Written instruction:
Reproduce the listing below in full and without alteration, apart from its pictures.

□ □ □

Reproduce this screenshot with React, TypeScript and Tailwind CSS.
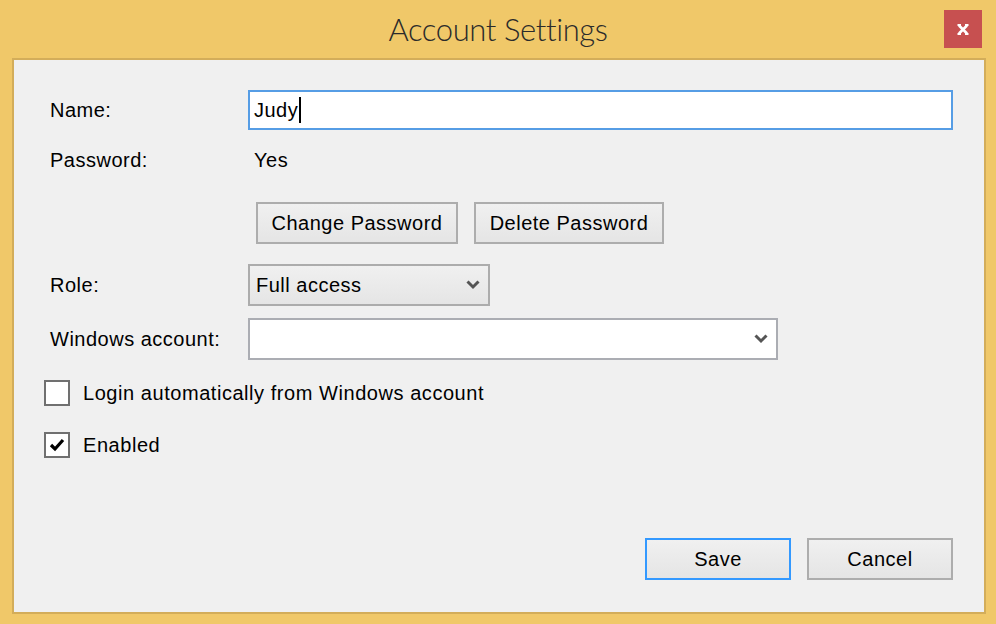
import React from "react"

const font = { fontFamily: '"Liberation Sans", Arial, sans-serif' }

function Chevron() {
  return (
    <svg width="14" height="10" viewBox="0 0 14 10" className="text-[#555555]">
      <path d="M1.5 1.5 L7 7 L12.5 1.5" fill="none" stroke="currentColor" strokeWidth="3" strokeLinejoin="miter" />
    </svg>
  )
}

function WinButton({ children, primary, className }: { children: React.ReactNode; primary?: boolean; className?: string }) {
  return (
    <button
      className={
        "flex h-[42px] items-center justify-center border-2 bg-gradient-to-b from-[#F0F0F0] to-[#E5E5E5] text-[20px] tracking-[0.5px] text-black " +
        (primary ? "border-[#3399FF] " : "border-[#ADADAD] ") +
        (className ?? "")
      }
    >
      {children}
    </button>
  )
}

function Checkbox({ checked, label }: { checked?: boolean; label: string }) {
  return (
    <div className="flex h-[26px] items-center gap-[13px]">
      <div className="flex h-[26px] w-[26px] items-center justify-center border-2 border-[#707070] bg-white">
        {checked && (
          <svg width="16" height="14" viewBox="0 0 16 14">
            <path d="M2 7 L6 11 L14 2" fill="none" stroke="#000" strokeWidth="3.2" />
          </svg>
        )}
      </div>
      <span className="text-[20px] tracking-[0.55px] text-black">{label}</span>
    </div>
  )
}

export default function App() {
  return (
    <div className="flex h-[624px] w-[996px] flex-col bg-[#F0C869]" style={font}>
      {/* Title bar */}
      <div className="relative flex h-[58px] shrink-0 items-center justify-center">
        <span
          className="text-[31px] font-light text-[#2b2b2b] tracking-[-0.4px]"
          style={{ fontFamily: 'Lato, "Open Sans", sans-serif' }}
        >
          Account Settings
        </span>
        <div className="absolute left-[944px] top-[10px] flex h-[38px] w-[38px] items-center justify-center bg-[#C75050]">
          <svg width="12" height="11" viewBox="0 0 12 11">
            <path d="M2 1.5 L10 9.5 M10 1.5 L2 9.5" stroke="#fff" strokeWidth="2.6" />
            <path d="M0.5 1 H4 M8 1 H11.5 M0.5 10 H4 M8 10 H11.5" stroke="#fff" strokeWidth="2" />
          </svg>
        </div>
      </div>

      {/* Content panel */}
      <div className="ml-[12px] mr-[10px] mb-[10px] flex flex-1 flex-col border-2 border-[#D3AD5A] bg-[#F0F0F0] pl-[30px] pr-[31px] pt-[30px] pb-[32px] tracking-[0.5px]">
        <div className="flex h-[40px] items-center">
          <span className="w-[204px] pl-[6px] text-[20px] text-black">Name:</span>
          <div className="flex h-[40px] flex-1 items-center border-2 border-[#569DE5] bg-white pl-[4px] text-[20px] text-black">
            Judy
            <span className="ml-[1px] inline-block h-[26px] w-[2px] bg-black" />
          </div>
        </div>

        <div className="mt-[10px] flex h-[40px] items-center">
          <span className="w-[204px] pl-[6px] text-[20px] text-black">Password:</span>
          <span className="pl-[6px] text-[20px] text-black">Yes</span>
        </div>

        <div className="mt-[22px] flex pl-[212px] gap-[16px]">
          <WinButton className="w-[202px]">Change Password</WinButton>
          <WinButton className="w-[190px]">Delete Password</WinButton>
        </div>

        <div className="mt-[20px] flex h-[42px] items-center">
          <span className="w-[204px] pl-[6px] text-[20px] text-black">Role:</span>
          <div className="flex h-[42px] w-[242px] items-center justify-between border-2 border-[#ACACAC] bg-gradient-to-b from-[#F0F0F0] to-[#E5E5E5] pl-[6px] pr-[8px] text-[20px] text-black">
            <span>Full access</span>
            <Chevron />
          </div>
        </div>

        <div className="mt-[12px] flex h-[42px] items-center">
          <span className="w-[204px] pl-[6px] text-[20px] text-black">Windows account:</span>
          <div className="flex h-[42px] w-[530px] items-center justify-end border-2 border-[#ABADB3] bg-white pr-[8px]">
            <Chevron />
          </div>
        </div>

        <div className="mt-[20px]">
          <Checkbox label="Login automatically from Windows account" />
        </div>
        <div className="mt-[26px]">
          <Checkbox checked label="Enabled" />
        </div>

        <div className="flex-1" />

        <div className="flex justify-end gap-[16px]">
          <WinButton primary className="w-[146px]">Save</WinButton>
          <WinButton className="w-[146px]">Cancel</WinButton>
        </div>
      </div>
    </div>
  )
}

□ □ □

Response:
Reproduce this screenshot with React, TypeScript and Tailwind CSS.
import React from "react"

const font = { fontFamily: '"Liberation Sans", Arial, sans-serif' }

function Chevron() {
  return (
    <svg width="14" height="10" viewBox="0 0 14 10" className="text-[#555555]">
      <path d="M1.5 1.5 L7 7 L12.5 1.5" fill="none" stroke="currentColor" strokeWidth="3" strokeLinejoin="miter" />
    </svg>
  )
}

function WinButton({ children, primary, className }: { children: React.ReactNode; primary?: boolean; className?: string }) {
  return (
    <button
      className={
        "flex h-[42px] items-center justify-center border-2 bg-gradient-to-b from-[#F0F0F0] to-[#E5E5E5] text-[20px] tracking-[0.5px] text-black " +
        (primary ? "border-[#3399FF] " : "border-[#ADADAD] ") +
        (className ?? "")
      }
    >
      {children}
    </button>
  )
}

function Checkbox({ checked, label }: { checked?: boolean; label: string }) {
  return (
    <div className="flex h-[26px] items-center gap-[13px]">
      <div className="flex h-[26px] w-[26px] items-center justify-center border-2 border-[#707070] bg-white">
        {checked && (
          <svg width="16" height="14" viewBox="0 0 16 14">
            <path d="M2 7 L6 11 L14 2" fill="none" stroke="#000" strokeWidth="3.2" />
          </svg>
        )}
      </div>
      <span className="text-[20px] tracking-[0.55px] text-black">{label}</span>
    </div>
  )
}

export default function App() {
  return (
    <div className="flex h-[624px] w-[996px] flex-col bg-[#F0C869]" style={font}>
      {/* Title bar */}
      <div className="relative flex h-[58px] shrink-0 items-center justify-center">
        <span
          className="text-[31px] font-light text-[#2b2b2b] tracking-[-0.4px]"
          style={{ fontFamily: 'Lato, "Open Sans", sans-serif' }}
        >
          Account Settings
        </span>
        <div className="absolute left-[944px] top-[10px] flex h-[38px] w-[38px] items-center justify-center bg-[#C75050]">
          <svg width="12" height="11" viewBox="0 0 12 11">
            <path d="M2 1.5 L10 9.5 M10 1.5 L2 9.5" stroke="#fff" strokeWidth="2.6" />
            <path d="M0.5 1 H4 M8 1 H11.5 M0.5 10 H4 M8 10 H11.5" stroke="#fff" strokeWidth="2" />
          </svg>
        </div>
      </div>

      {/* Content panel */}
      <div className="ml-[12px] mr-[10px] mb-[10px] flex flex-1 flex-col border-2 border-[#D3AD5A] bg-[#F0F0F0] pl-[30px] pr-[31px] pt-[30px] pb-[32px] tracking-[0.5px]">
        <div className="flex h-[40px] items-center">
          <span className="w-[204px] pl-[6px] text-[20px] text-black">Name:</span>
          <div className="flex h-[40px] flex-1 items-center border-2 border-[#569DE5] bg-white pl-[4px] text-[20px] text-black">
            Judy
            <span className="ml-[1px] inline-block h-[26px] w-[2px] bg-black" />
          </div>
        </div>

        <div className="mt-[10px] flex h-[40px] items-center">
          <span className="w-[204px] pl-[6px] text-[20px] text-black">Password:</span>
          <span className="pl-[6px] text-[20px] text-black">Yes</span>
        </div>

        <div className="mt-[22px] flex pl-[212px] gap-[16px]">
          <WinButton className="w-[202px]">Change Password</WinButton>
          <WinButton className="w-[190px]">Delete Password</WinButton>
        </div>

        <div className="mt-[20px] flex h-[42px] items-center">
          <span className="w-[204px] pl-[6px] text-[20px] text-black">Role:</span>
          <div className="flex h-[42px] w-[242px] items-center justify-between border-2 border-[#ACACAC] bg-gradient-to-b from-[#F0F0F0] to-[#E5E5E5] pl-[6px] pr-[8px] text-[20px] text-black">
            <span>Full access</span>
            <Chevron />
          </div>
        </div>

        <div className="mt-[12px] flex h-[42px] items-center">
          <span className="w-[204px] pl-[6px] text-[20px] text-black">Windows account:</span>
          <div className="flex h-[42px] w-[530px] items-center justify-end border-2 border-[#ABADB3] bg-white pr-[8px]">
            <Chevron />
          </div>
        </div>

        <div className="mt-[20px]">
          <Checkbox label="Login automatically from Windows account" />
        </div>
        <div className="mt-[26px]">
          <Checkbox checked label="Enabled" />
        </div>

        <div className="flex-1" />

        <div className="flex justify-end gap-[16px]">
          <WinButton primary className="w-[146px]">Save</WinButton>
          <WinButton className="w-[146px]">Cancel</WinButton>
        </div>
      </div>
    </div>
  )
}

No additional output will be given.